According to NBC News, by securing 212 votes, Hakeem made history as the first Democratic leader to win support from every single member of their caucus since 2007. Rep. Nancy Pelosi had won unanimous support from her caucus after helping lead the party back into the majority in 2007.
"We are gonna stay here to get this done. We are unified, and we're all gonna support Hakeem Jeffries for speaker, the lead vote-getter in the last ballot," Rep. Pete Aguilar, the new House Democratic Caucus chair, said of Jeffries’s nomination during the second round of voting.
But while Democrats were unified in voting for Jeffries, Republicans disagreed on who their next leader would be.
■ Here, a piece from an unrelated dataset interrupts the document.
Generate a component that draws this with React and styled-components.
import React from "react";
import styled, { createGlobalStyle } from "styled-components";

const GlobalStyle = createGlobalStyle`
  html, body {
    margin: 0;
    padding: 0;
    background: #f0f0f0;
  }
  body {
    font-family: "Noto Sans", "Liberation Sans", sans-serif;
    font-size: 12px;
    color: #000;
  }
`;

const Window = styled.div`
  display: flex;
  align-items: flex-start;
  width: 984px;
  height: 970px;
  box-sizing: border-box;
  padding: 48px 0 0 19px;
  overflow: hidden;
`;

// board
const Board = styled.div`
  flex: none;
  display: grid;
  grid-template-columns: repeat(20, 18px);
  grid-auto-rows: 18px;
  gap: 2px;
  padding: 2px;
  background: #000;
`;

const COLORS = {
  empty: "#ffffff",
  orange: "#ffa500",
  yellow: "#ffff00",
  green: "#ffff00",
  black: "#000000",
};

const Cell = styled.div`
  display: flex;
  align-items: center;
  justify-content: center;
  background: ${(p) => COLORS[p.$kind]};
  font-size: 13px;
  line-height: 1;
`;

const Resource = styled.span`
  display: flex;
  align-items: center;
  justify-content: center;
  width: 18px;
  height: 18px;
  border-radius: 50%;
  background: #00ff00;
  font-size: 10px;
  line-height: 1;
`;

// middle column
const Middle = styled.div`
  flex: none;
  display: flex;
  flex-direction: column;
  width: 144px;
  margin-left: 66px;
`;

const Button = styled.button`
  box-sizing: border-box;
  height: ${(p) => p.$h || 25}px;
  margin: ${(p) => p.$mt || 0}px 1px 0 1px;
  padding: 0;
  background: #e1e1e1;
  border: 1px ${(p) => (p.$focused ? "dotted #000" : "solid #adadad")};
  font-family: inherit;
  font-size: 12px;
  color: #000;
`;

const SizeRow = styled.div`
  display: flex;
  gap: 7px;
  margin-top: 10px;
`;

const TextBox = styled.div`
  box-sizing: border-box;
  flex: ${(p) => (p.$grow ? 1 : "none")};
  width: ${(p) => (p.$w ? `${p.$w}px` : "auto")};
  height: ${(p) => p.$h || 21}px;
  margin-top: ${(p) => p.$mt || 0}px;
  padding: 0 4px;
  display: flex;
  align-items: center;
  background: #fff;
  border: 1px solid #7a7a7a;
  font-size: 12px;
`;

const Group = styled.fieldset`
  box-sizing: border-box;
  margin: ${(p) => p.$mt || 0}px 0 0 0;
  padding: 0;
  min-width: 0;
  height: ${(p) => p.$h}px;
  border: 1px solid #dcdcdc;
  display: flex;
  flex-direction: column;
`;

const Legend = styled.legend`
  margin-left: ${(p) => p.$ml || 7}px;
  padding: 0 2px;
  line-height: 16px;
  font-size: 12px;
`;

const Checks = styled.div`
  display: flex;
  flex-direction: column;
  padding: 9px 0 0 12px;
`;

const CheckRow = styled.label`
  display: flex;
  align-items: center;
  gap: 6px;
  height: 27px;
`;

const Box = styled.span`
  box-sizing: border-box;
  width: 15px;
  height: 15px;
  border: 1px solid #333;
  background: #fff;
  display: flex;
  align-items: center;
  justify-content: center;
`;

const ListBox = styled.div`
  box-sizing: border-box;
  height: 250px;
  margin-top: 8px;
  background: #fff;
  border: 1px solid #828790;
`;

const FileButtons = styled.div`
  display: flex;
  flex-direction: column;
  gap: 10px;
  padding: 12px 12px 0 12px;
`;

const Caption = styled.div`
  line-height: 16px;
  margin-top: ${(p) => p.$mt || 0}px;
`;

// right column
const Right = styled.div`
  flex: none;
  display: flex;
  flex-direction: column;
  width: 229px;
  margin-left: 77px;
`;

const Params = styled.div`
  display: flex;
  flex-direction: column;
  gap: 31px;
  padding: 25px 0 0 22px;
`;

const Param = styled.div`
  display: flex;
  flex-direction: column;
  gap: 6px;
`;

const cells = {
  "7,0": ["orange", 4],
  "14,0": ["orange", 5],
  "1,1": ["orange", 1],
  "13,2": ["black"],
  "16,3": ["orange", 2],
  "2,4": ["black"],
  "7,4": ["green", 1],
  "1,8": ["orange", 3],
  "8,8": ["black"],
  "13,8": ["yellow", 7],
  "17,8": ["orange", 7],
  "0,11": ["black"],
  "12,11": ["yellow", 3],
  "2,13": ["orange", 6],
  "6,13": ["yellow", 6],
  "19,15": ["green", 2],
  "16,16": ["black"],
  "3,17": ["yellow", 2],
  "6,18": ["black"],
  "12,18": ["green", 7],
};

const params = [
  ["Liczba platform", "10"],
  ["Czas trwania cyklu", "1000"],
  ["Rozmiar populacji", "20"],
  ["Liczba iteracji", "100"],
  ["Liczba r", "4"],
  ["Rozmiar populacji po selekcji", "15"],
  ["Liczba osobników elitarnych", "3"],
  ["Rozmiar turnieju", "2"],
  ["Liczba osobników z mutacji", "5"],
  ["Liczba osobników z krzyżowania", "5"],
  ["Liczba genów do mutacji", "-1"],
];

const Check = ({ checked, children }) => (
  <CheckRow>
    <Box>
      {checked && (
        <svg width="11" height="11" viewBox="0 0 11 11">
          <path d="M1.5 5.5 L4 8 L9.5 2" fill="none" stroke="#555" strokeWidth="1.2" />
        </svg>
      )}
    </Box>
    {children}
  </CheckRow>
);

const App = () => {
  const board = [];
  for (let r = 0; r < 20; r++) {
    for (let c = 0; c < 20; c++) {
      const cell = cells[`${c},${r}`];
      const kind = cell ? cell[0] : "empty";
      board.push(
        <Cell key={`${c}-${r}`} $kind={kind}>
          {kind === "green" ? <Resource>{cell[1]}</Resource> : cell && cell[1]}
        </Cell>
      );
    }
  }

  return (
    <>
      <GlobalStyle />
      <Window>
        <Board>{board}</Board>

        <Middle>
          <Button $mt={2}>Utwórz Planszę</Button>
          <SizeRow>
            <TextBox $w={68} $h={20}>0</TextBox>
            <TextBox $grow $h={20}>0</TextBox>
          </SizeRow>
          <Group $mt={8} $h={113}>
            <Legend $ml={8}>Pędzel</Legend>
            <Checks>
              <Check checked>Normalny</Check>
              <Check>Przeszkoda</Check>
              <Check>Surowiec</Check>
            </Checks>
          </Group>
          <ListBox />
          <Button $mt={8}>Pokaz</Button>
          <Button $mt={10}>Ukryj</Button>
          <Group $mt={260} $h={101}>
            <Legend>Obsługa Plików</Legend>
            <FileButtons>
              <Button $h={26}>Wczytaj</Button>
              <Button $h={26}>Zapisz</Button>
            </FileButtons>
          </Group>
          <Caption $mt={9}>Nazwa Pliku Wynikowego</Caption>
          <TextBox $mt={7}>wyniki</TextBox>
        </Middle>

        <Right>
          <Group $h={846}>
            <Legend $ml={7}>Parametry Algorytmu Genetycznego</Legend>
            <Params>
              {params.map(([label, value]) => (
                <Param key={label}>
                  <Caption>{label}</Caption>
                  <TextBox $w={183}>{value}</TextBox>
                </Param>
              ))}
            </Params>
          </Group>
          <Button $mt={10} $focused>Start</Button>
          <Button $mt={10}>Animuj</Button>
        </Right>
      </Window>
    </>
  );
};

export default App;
The House adjourned Tuesday without picking a new speaker since McCarthy failed to win a majority on three ballots. According to CBS News, Tuesday's vote was the first time in 100 years that the House speaker seat remained unfilled after the convening of a new Congress. Additionally, it is also the first time in a century that the Speaker election has needed multiple rounds of voting.
During a speech Tuesday, Jeffries told reporters he is not willing to help Republicans elect a speaker.
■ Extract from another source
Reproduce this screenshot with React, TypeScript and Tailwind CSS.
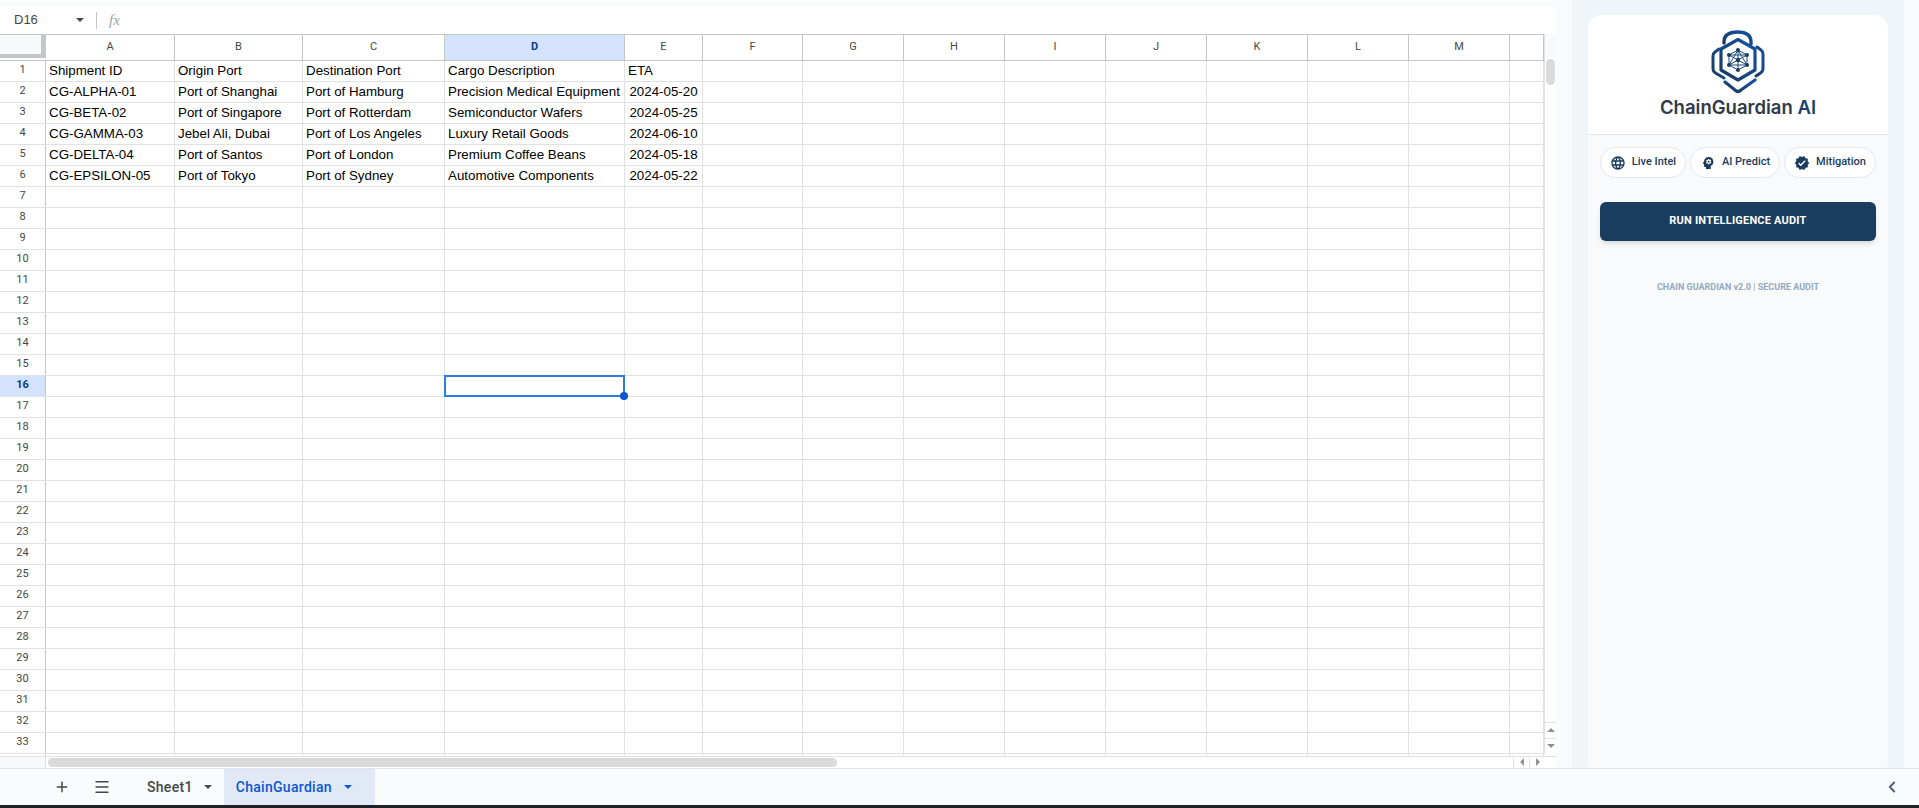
import { Plus, Menu, ChevronLeft } from "lucide-react";
import { MdLanguage, MdPsychology, MdVerified } from "react-icons/md";

const columns = [
  { label: "A", width: "w-[129px]" },
  { label: "B", width: "w-[128px]" },
  { label: "C", width: "w-[142px]" },
  { label: "D", width: "w-[180px]" },
  { label: "E", width: "w-[78px]" },
  { label: "F", width: "w-[100px]" },
  { label: "G", width: "w-[101px]" },
  { label: "H", width: "w-[101px]" },
  { label: "I", width: "w-[101px]" },
  { label: "J", width: "w-[101px]" },
  { label: "K", width: "w-[101px]" },
  { label: "L", width: "w-[101px]" },
  { label: "M", width: "w-[101px]" },
  { label: "", width: "w-[34px]" },
];

const data = [
  ["Shipment ID", "Origin Port", "Destination Port", "Cargo Description", "ETA"],
  ["CG-ALPHA-01", "Port of Shanghai", "Port of Hamburg", "Precision Medical Equipment", "2024-05-20"],
  ["CG-BETA-02", "Port of Singapore", "Port of Rotterdam", "Semiconductor Wafers", "2024-05-25"],
  ["CG-GAMMA-03", "Jebel Ali, Dubai", "Port of Los Angeles", "Luxury Retail Goods", "2024-06-10"],
  ["CG-DELTA-04", "Port of Santos", "Port of London", "Premium Coffee Beans", "2024-05-18"],
  ["CG-EPSILON-05", "Port of Tokyo", "Port of Sydney", "Automotive Components", "2024-05-22"],
];

const rows = Array.from({ length: 34 }, (_, i) => i + 1);

function Logo() {
  return (
    <svg viewBox="0 0 54 64" className="w-[54px] h-[64px]">
      <defs>
        <linearGradient id="lg" x1="0" y1="1" x2="1" y2="0">
          <stop offset="0" stopColor="#1a3c5e" />
          <stop offset="1" stopColor="#1450a8" />
        </linearGradient>
      </defs>
      <g fill="none" stroke="url(#lg)" strokeLinejoin="round" strokeLinecap="round">
        <path d="M13 13 V12 C13 4 20 2 26.5 2 C33 2 40 4 40 12 V14" strokeWidth="3.4" />
        <path d="M27 9.5 L44 19 V40 L27 50 L10 40 V19 Z" strokeWidth="3.2" />
        <path d="M8 19 L4 22 C2.5 23 2 24 2 26 V39 C2 41 3 42 4.5 43 L13 48" strokeWidth="3" />
        <path d="M46 17 L50 20 C51.5 21 52 22 52 24 V39 C52 41 51 42 49.5 43 L45 46" strokeWidth="3" />
        <path d="M14 52 L24 60 C26 62 28 62 30 60 L44 50" strokeWidth="3.2" />
      </g>
      <g stroke="#1a4a7c" strokeWidth="1" fill="none">
        <path d="M27 20 L36 25 V35 L27 40 L18 35 V25 Z" />
        <path d="M27 20 L27 40 M18 25 L36 35 M36 25 L18 35 M27 20 L36 35 M27 20 L18 35 M18 25 L36 25 M18 35 L36 35" />
      </g>
      <g fill="#1a3c5e">
        <circle cx="27" cy="20" r="2" />
        <circle cx="36" cy="25" r="2" />
        <circle cx="36" cy="35" r="2" />
        <circle cx="27" cy="40" r="2" />
        <circle cx="18" cy="35" r="2" />
        <circle cx="18" cy="25" r="2" />
        <circle cx="27" cy="30" r="2.2" />
      </g>
    </svg>
  );
}

function Chip({ icon, label, width }: { icon: React.ReactNode; label: string; width: string }) {
  return (
    <div className={`${width} h-[31px] flex items-center justify-center gap-[6px] rounded-full border border-[#e2e8f0] bg-white text-[11px] font-medium text-[#1a3c5e]`}>
      {icon}
      <span>{label}</span>
    </div>
  );
}

function Sheet() {
  return (
    <div className="flex flex-col w-[1544px] font-['Liberation_Sans',Arial,sans-serif] text-[13.33px] text-black">
      <div className="flex h-[25px] border-t border-b border-[#c4c7c5] font-['Roboto',sans-serif] text-[11px] text-[#444746] box-content">
        <div className="w-[46px] h-[23px] shrink-0 border-r border-[#c4c7c5] bg-[#f8f9fa] relative">
          <div className="absolute right-0 bottom-0 w-[4px] h-full bg-[#c4c7c5]" />
          <div className="absolute right-0 bottom-0 h-[4px] w-full bg-[#c4c7c5]" />
        </div>
        {columns.map((c) => (
          <div
            key={c.label}
            className={`${c.width} shrink-0 flex items-center justify-center border-r border-[#c4c7c5] ${c.label === "D" ? "bg-[#d3e3fd] font-bold text-[#0b3a8a]" : ""}`}
          >
            {c.label}
          </div>
        ))}
      </div>
      <div className="h-[695px] overflow-hidden">
        {rows.map((r) => {
          const cells = data[r - 1];
          return (
            <div key={r} className="flex h-[21px] border-b border-[#e1e1e1]">
              <div
                className={`w-[46px] shrink-0 flex items-center justify-center border-r border-[#c4c7c5] font-['Roboto',sans-serif] text-[11px] ${r === 16 ? "bg-[#d3e3fd] font-bold text-[#0b3a8a]" : "text-[#444746]"}`}
              >
                {r}
              </div>
              {columns.map((c, ci) => (
                <div
                  key={c.label}
                  className={`${c.width} shrink-0 relative flex items-center border-r border-[#e1e1e1] whitespace-nowrap ${ci === 4 && r > 1 ? "justify-center" : "px-[3px]"}`}
                >
                  {cells?.[ci]}
                  {r === 16 && c.label === "D" && (
                    <>
                      <div className="absolute -left-px -top-px w-[181px] h-[22px] border-2 border-[#2b7de0]" />
                      <div className="absolute -right-[4px] -bottom-[4px] w-[8px] h-[8px] rounded-full bg-[#0b57d0] z-10" />
                    </>
                  )}
                </div>
              ))}
            </div>
          );
        })}
      </div>
    </div>
  );
}

export default function App() {
  return (
    <div className="h-[808px] w-[1919px] overflow-hidden flex flex-col bg-[#f9fbfd] font-['Roboto',sans-serif]">
      <div className="h-[768px] flex">
        <div className="w-[1556px] shrink-0 flex flex-col">
          <div className="h-[7px] bg-[#f9fbfd]" />
          <div className="h-[28px] bg-white flex items-center text-[#1f1f1f] text-[13px]">
            <span className="w-[76px] pl-[14px] font-['Liberation_Sans',sans-serif] text-[#444746]">D16</span>
            <div className="w-0 h-0 border-x-[4px] border-x-transparent border-t-[4px] border-t-[#444746]" />
            <div className="w-px h-[17px] bg-[#c4c7c5] ml-[12px]" />
            <span className="ml-[12px] font-['Liberation_Serif',serif] italic text-[15px] text-[#a0a3a6]">fx</span>
          </div>
          <div className="flex bg-white">
            <Sheet />
            <div className="w-[12px] h-[720px] flex flex-col border-l border-[#e1e1e1] bg-white">
              <div className="h-[24px] bg-[#f8f9fa]" />
              <div className="flex-1 px-[1px] pt-[1px]">
                <div className="w-[9px] h-[26px] rounded-full bg-[#dadada]" />
              </div>
              <div className="h-[16px] flex items-center justify-center border-t border-[#e1e1e1]">
                <div className="w-0 h-0 border-x-[4px] border-x-transparent border-b-[4px] border-b-[#8d9194]" />
              </div>
              <div className="h-[16px] flex items-center justify-center border-t border-[#e1e1e1]">
                <div className="w-0 h-0 border-x-[4px] border-x-transparent border-t-[4px] border-t-[#8d9194]" />
              </div>
            </div>
          </div>
          <div className="h-[13px] flex bg-white border-t border-[#e1e1e1]">
            <div className="w-[46px] bg-[#f8f9fa] border-r border-[#e1e1e1]" />
            <div className="w-[1467px] pl-[2px] pt-[1px]">
              <div className="w-[789px] h-[9px] rounded-full bg-[#dadada]" />
            </div>
            <div className="w-[16px] flex items-center justify-center border-l border-[#e1e1e1]">
              <div className="w-0 h-0 border-y-[4px] border-y-transparent border-r-[4px] border-r-[#8d9194]" />
            </div>
            <div className="w-[16px] flex items-center justify-center border-l border-[#e1e1e1]">
              <div className="w-0 h-0 border-y-[4px] border-y-transparent border-l-[4px] border-l-[#8d9194]" />
            </div>
          </div>
        </div>

        <div className="w-[16px] shrink-0" />

        <div className="w-[332px] shrink-0 bg-[#f0f5f9] px-[16px] pt-[15px] overflow-hidden">
          <div className="w-[300px] h-[760px] rounded-[14px] overflow-hidden bg-[#f8fafc]">
            <div className="h-[120px] bg-white border-b border-[#e2e8f0] flex flex-col items-center pt-[15px]">
              <Logo />
              <div className="font-['Inter',sans-serif] font-semibold text-[18.5px] leading-[22px] mt-[2px] text-[#2f3a48] whitespace-nowrap">
                ChainGuardian <span className="text-[#1a3f70]">AI</span>
              </div>
            </div>
            <div className="px-[12px] pt-[12px] flex flex-col items-center">
              <div className="w-[276px] flex gap-[4px]">
                <Chip width="w-[86px]" label="Live Intel" icon={<MdLanguage size={16} />} />
                <Chip width="w-[90px]" label="AI Predict" icon={<MdPsychology size={16} />} />
                <Chip width="w-[92px]" label="Mitigation" icon={<MdVerified size={16} />} />
              </div>
              <button className="mt-[24px] w-[276px] h-[39px] rounded-[6px] bg-[#1a3c5e] text-white text-[11px] font-bold tracking-[0.2px] shadow-md uppercase">
                Run Intelligence Audit
              </button>
              <div className="mt-[40px] text-[9px] font-bold text-[#94a9c0] whitespace-nowrap">
                CHAIN GUARDIAN v2.0 | SECURE AUDIT
              </div>
            </div>
          </div>
        </div>
        <div className="flex-1" />
      </div>

      <div className="h-[37px] border-t border-[#e1e3e6] bg-[#f9fbfd] flex items-center text-[14px] font-medium text-[#444746] tracking-[0.3px]">
        <Plus size={16} strokeWidth={2.2} className="ml-[54px] text-[#444746]" />
        <Menu size={18} strokeWidth={1.8} className="ml-[23px] text-[#444746]" />
        <span className="ml-[36px]">Sheet1</span>
        <div className="ml-[11px] w-0 h-0 border-x-[4px] border-x-transparent border-t-[4px] border-t-[#444746]" />
        <div className="ml-[12px] h-full w-[151px] bg-[#e1e9f7] text-[#0b57d0] flex items-center pl-[12px]">
          <span>ChainGuardian</span>
          <div className="ml-[12px] w-0 h-0 border-x-[4px] border-x-transparent border-t-[4px] border-t-[#0b57d0]" />
        </div>
        <ChevronLeft size={18} strokeWidth={2.4} className="ml-auto mr-[18px] text-[#4a5d78]" />
      </div>
      <div className="h-[3px] bg-[#202124]" />
    </div>
  );
}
“We are looking for a willing partner to solve problems for the American people, not save the Republicans from their dysfunction,” Jeffries said.
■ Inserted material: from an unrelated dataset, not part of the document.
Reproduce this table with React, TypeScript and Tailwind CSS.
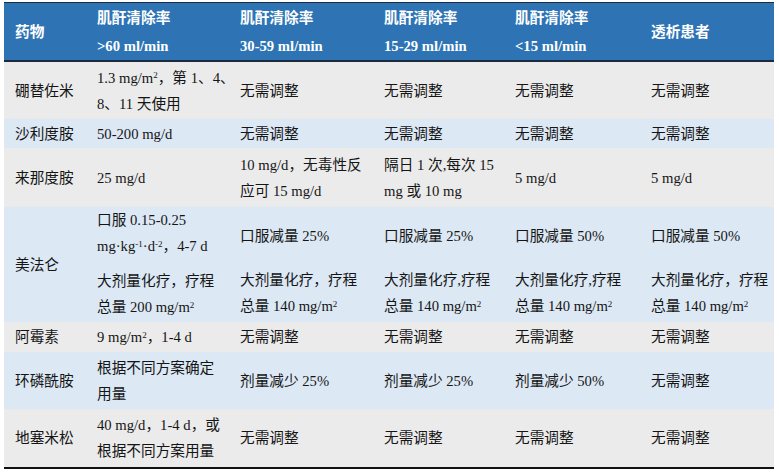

House Democratic leader Hakeem Jeffries said it was a "sad day for democracy" after Republicans failed to choose a House speaker, preventing Congress from beginning its work. Follow @AP's coverage. https://t.co/RJYG9NzmdSpic.twitter.com/I6mCZyMbEx
He also nailed his introduction press conference by calling out the lack of organization Republicans have. He noted that while Democrats are “united, present, ready, willing, and able to get things done on behalf of the American people,” Republicans are dysfunctional.
JEFFRIES: The Republican dysfunction is what it is: Chaos, crisis and confusion, along with craziness. That's sad for the American people. They're going to have to figure out a way out of it. pic.twitter.com/jbwqa62SCR
Of course, while Republicans like McCarthy insisted to reporters that the party is "unified," the reality of the situation is clear.
"This isn't about me," McCarthy said, according to CBS News. "This is about the conference now because the members who are holding out … they want something for their personal selves."
Nevertheless, whatever reason it may be, Republicans seem to be confused now more than ever while Democrats are ready to make moves.
Jeffries comes with substantial leadership experience. He is not only considered the youngest member to serve as chairman of the Democratic Caucus, but was also part of a select group of lawmakers who were impeachment managers during the Senate trial of Donald Trump.
According to CNN, Jeffries is set to become one of the highest-ranking Black politicians in America, as the country makes history with a record number of Black members of Congress.
Rep. Pete Aguilar (D-CA) on GOP gridlock in the House Speaker race: "This is who they are: crisis, confusion, disarray. It's unfortunate that that's what the modern-day House Republican Conference looks like." pic.twitter.com/vmNTzLejFT
Democrats continue to show the country that they are united and able to get things done, and kudos to House Democrats for making that divide very clear.